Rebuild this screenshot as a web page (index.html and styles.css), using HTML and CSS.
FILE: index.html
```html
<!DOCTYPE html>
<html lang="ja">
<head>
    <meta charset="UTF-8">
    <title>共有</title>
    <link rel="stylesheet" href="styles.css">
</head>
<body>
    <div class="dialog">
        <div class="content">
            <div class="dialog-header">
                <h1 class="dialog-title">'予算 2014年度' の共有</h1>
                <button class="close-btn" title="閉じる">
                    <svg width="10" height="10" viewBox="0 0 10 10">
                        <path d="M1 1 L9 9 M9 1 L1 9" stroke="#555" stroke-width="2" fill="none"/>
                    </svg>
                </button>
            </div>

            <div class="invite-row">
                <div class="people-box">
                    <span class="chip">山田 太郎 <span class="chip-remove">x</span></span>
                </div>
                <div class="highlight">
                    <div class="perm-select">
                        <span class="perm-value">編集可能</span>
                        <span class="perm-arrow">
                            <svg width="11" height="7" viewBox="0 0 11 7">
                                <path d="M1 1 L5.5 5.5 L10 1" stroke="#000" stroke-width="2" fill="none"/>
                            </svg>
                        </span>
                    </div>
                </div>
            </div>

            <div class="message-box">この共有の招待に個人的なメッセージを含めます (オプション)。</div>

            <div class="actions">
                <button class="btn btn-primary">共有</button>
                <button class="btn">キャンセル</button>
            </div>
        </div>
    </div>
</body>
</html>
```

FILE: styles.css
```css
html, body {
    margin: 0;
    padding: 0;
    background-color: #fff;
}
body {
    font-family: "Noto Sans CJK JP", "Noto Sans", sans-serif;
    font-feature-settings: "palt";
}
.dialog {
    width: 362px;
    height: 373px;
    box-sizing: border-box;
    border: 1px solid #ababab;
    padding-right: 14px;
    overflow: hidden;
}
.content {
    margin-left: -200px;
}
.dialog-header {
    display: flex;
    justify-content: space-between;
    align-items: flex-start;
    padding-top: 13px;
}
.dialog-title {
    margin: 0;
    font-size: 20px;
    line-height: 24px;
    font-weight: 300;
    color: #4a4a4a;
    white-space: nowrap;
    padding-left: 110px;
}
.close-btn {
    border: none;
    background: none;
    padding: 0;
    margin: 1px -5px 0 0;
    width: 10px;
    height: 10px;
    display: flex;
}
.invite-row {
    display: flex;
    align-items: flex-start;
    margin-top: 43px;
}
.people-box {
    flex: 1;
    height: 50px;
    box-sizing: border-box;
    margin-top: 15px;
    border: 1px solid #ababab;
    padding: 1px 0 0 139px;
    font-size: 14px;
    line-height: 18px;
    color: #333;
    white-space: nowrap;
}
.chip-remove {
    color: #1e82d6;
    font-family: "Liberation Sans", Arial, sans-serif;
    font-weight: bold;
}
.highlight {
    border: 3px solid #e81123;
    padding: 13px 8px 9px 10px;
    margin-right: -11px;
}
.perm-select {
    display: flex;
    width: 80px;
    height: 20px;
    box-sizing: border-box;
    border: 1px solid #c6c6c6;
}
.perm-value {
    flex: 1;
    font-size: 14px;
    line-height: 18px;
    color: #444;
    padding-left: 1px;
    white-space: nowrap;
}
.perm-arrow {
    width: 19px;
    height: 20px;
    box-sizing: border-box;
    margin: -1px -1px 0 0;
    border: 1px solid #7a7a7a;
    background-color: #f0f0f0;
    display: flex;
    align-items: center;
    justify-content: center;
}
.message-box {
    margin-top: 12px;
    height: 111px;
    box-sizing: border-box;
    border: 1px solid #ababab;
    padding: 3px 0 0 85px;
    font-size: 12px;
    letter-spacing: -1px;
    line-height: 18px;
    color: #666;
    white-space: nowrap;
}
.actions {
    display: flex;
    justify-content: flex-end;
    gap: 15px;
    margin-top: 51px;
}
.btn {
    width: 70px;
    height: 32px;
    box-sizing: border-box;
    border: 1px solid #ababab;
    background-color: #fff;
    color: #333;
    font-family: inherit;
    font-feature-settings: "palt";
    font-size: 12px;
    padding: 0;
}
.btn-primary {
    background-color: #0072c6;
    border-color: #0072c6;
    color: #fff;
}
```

☆ ☆ ☆ ☆ ☆ ☆ ☆

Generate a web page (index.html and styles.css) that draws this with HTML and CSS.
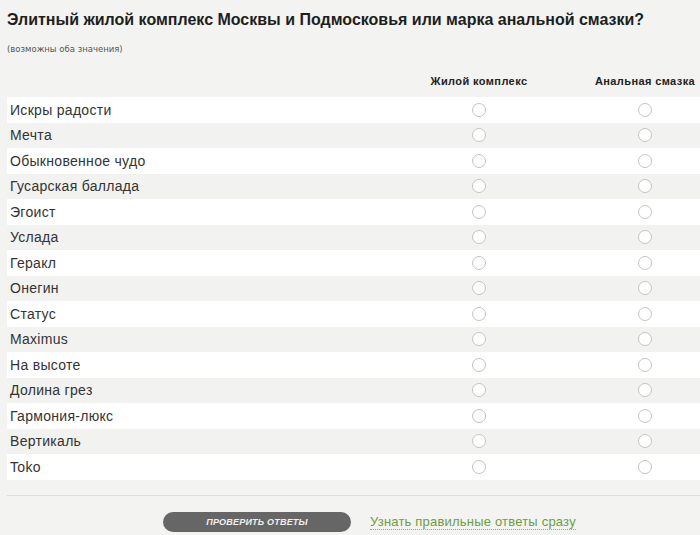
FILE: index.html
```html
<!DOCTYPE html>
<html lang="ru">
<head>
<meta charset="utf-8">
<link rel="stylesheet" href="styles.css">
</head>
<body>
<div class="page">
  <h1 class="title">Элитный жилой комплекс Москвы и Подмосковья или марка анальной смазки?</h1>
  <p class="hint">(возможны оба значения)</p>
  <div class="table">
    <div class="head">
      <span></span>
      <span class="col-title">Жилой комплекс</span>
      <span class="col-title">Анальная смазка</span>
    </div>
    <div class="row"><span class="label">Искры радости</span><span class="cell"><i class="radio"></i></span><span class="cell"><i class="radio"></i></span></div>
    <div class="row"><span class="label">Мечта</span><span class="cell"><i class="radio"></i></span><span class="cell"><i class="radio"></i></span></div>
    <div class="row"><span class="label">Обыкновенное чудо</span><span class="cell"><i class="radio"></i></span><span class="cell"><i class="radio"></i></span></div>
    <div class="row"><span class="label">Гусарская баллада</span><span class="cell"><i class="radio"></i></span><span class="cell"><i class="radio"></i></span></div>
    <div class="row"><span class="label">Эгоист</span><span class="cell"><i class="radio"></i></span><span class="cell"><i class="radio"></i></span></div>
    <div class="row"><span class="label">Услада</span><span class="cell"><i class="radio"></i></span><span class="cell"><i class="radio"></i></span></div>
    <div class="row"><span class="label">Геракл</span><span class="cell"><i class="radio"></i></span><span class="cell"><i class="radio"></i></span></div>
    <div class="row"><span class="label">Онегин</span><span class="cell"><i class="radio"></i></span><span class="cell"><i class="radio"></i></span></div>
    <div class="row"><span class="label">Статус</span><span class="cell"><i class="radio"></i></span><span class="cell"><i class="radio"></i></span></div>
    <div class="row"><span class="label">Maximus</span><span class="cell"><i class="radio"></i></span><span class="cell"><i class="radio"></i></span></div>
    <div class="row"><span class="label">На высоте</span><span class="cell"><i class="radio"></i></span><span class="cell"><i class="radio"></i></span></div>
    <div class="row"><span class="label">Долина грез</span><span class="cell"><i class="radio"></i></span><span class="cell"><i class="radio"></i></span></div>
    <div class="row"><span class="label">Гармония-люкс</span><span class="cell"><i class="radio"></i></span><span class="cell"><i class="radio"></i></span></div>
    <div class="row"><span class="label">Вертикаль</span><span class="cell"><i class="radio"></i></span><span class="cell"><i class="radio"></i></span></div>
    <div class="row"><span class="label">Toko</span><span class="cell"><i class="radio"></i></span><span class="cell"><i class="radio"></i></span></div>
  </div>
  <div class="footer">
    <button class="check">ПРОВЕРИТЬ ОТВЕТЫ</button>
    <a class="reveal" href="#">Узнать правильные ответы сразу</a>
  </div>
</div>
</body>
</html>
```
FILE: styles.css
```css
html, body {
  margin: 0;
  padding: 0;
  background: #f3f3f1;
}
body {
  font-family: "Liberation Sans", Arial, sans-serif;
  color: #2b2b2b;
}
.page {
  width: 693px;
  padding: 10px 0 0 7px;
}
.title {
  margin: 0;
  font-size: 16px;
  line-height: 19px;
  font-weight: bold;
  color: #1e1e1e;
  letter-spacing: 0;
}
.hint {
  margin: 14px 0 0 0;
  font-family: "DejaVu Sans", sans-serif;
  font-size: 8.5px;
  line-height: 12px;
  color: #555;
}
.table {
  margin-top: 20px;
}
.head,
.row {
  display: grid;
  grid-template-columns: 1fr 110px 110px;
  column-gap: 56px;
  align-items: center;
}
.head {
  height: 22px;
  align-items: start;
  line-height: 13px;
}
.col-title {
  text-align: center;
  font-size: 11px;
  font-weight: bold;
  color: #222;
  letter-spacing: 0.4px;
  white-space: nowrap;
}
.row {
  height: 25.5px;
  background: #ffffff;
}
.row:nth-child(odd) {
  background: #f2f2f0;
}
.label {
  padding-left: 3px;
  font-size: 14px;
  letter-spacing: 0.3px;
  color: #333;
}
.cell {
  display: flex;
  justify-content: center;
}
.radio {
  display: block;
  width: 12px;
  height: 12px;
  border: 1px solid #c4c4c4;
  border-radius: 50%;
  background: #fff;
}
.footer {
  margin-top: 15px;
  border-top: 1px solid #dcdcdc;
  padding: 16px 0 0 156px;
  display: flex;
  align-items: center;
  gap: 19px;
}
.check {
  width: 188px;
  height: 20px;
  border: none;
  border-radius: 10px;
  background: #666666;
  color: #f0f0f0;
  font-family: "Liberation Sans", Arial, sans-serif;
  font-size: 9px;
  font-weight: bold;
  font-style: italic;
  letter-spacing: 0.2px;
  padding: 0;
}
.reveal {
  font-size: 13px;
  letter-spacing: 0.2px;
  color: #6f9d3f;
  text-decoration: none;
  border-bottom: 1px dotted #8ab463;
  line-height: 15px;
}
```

☆ ☆ ☆ ☆ ☆ ☆ ☆

> **GIVEN INSTRUCTION**
From the records above, how many lines include the word "page"? Only the number is wanted.

> **OUTPUT OF THE TASK**
4